» JOB: Consider the data that follows and state how many lines contain the string "full", using the number alone.

*** DATASET EXTRACT

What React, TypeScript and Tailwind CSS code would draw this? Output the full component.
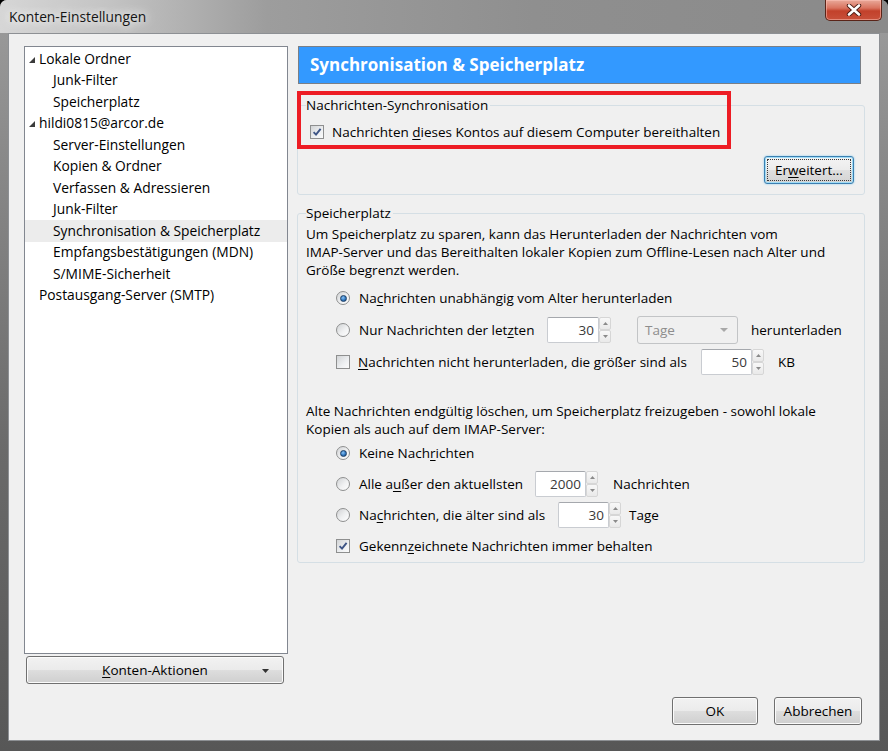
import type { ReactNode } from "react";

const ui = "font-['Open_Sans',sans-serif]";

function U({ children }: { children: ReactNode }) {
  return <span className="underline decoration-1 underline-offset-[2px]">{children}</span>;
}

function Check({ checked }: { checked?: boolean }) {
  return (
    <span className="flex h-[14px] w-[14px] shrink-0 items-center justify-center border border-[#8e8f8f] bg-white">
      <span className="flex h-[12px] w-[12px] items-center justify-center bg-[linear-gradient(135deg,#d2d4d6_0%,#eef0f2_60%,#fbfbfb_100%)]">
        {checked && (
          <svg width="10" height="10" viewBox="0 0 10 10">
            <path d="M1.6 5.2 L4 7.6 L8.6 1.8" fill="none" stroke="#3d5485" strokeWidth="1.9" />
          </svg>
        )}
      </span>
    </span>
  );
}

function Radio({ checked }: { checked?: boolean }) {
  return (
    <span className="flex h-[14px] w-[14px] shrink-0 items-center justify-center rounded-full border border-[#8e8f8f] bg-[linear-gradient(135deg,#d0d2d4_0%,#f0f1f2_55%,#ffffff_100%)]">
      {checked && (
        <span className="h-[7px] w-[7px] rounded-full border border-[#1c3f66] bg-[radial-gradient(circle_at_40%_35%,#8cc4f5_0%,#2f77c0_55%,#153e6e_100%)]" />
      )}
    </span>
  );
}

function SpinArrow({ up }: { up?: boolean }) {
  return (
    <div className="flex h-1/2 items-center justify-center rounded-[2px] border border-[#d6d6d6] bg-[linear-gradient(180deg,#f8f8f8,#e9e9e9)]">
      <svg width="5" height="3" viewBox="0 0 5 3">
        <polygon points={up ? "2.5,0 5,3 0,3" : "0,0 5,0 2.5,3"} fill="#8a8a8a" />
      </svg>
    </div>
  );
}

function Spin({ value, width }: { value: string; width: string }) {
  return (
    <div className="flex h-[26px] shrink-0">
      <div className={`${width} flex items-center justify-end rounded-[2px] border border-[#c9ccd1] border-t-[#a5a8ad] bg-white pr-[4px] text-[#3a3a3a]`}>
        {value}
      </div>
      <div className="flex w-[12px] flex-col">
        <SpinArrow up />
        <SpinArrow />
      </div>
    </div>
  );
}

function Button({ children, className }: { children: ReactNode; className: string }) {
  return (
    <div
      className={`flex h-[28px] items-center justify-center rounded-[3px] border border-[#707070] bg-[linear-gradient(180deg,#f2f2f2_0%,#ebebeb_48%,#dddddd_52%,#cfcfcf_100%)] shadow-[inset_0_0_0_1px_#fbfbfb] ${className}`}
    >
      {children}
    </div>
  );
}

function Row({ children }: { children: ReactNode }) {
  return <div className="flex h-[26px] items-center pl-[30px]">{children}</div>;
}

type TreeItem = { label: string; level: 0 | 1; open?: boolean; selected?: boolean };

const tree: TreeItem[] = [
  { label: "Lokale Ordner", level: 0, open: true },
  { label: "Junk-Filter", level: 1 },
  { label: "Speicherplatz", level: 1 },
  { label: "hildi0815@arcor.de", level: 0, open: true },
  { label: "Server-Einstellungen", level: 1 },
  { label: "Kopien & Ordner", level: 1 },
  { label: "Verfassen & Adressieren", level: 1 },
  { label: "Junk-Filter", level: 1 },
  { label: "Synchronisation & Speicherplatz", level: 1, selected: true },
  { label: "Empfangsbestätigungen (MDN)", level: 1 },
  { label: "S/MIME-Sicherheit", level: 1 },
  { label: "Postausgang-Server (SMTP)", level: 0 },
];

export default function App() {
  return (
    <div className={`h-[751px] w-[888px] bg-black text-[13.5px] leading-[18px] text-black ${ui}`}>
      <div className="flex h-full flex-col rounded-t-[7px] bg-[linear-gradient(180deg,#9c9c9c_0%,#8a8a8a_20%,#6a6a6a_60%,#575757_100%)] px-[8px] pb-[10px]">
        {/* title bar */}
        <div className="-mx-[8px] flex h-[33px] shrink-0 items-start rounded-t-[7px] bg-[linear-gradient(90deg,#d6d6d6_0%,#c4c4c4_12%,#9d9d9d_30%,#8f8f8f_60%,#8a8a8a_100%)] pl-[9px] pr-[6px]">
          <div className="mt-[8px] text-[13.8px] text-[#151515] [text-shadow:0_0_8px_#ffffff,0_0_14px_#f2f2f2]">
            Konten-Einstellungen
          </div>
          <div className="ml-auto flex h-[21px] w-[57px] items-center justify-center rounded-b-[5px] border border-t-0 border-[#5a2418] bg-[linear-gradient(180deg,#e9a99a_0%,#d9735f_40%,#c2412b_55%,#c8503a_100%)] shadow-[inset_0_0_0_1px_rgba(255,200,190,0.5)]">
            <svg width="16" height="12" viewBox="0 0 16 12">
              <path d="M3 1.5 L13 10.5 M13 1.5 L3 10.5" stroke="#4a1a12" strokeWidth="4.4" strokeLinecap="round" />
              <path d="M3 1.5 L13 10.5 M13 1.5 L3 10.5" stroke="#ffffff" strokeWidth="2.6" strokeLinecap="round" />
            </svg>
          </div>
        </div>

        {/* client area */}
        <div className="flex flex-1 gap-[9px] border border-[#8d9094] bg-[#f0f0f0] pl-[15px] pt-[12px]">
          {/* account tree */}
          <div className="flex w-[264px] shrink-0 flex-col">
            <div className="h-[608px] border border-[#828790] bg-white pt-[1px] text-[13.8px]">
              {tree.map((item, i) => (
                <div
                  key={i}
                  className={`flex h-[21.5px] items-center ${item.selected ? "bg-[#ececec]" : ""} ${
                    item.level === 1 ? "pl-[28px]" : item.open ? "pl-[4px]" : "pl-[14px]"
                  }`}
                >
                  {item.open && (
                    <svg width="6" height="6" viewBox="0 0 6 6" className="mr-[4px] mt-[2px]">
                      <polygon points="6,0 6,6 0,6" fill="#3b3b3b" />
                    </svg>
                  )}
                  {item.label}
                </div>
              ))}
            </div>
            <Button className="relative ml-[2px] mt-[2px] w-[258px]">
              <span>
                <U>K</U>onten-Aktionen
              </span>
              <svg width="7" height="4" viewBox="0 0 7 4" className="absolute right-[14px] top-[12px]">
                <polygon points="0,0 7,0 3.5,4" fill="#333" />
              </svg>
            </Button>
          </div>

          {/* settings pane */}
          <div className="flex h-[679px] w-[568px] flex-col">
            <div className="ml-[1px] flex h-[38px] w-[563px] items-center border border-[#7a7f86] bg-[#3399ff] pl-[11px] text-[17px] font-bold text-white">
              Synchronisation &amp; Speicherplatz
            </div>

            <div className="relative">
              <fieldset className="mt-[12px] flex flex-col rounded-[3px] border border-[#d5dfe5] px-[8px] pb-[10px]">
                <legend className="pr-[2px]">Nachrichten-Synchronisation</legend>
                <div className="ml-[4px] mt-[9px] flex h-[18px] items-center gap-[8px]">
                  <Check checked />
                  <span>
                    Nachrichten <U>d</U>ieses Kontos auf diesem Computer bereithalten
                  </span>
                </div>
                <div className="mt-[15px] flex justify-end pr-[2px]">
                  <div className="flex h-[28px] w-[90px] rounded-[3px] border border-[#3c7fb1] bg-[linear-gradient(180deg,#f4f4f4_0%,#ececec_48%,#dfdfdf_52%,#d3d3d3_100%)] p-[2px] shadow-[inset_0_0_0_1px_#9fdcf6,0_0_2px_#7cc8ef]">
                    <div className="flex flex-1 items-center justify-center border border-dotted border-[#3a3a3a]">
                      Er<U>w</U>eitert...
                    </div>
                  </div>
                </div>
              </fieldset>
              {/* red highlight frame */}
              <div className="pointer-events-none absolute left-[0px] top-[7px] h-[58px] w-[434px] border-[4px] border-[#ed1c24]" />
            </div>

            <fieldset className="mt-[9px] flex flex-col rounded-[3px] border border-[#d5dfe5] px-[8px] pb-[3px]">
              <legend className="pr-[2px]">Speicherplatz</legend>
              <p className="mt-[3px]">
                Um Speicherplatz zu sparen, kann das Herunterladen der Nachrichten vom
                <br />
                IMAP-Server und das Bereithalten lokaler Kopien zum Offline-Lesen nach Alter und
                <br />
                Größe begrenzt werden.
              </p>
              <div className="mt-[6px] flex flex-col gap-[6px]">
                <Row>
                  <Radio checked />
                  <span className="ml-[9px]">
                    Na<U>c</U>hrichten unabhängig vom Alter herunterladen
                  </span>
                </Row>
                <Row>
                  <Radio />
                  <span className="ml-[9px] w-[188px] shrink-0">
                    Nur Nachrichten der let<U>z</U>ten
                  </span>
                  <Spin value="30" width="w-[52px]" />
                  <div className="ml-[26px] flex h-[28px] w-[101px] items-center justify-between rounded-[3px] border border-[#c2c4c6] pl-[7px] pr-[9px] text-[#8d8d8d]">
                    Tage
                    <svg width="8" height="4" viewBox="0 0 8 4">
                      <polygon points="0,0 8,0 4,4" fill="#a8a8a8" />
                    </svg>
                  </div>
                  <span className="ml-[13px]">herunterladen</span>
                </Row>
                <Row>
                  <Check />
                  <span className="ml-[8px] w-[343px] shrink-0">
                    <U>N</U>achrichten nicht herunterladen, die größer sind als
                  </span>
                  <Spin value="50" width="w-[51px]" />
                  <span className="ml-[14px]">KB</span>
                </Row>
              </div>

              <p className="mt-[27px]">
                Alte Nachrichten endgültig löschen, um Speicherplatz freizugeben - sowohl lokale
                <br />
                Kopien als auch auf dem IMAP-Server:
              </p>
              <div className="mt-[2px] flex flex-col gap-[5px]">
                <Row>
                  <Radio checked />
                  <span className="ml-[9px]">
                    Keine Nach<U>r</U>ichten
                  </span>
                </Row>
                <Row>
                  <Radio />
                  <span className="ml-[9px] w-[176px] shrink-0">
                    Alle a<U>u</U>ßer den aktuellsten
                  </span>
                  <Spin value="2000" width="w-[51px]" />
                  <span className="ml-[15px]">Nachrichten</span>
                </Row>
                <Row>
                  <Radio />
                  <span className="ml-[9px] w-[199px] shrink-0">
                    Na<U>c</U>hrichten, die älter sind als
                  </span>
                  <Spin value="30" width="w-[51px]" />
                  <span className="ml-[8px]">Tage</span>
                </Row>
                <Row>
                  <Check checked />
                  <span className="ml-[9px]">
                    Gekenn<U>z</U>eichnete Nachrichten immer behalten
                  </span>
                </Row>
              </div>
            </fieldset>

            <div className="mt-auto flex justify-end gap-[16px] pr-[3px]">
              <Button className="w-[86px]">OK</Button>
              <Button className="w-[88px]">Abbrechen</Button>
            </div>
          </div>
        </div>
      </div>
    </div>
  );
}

******

» SOLUTION: 4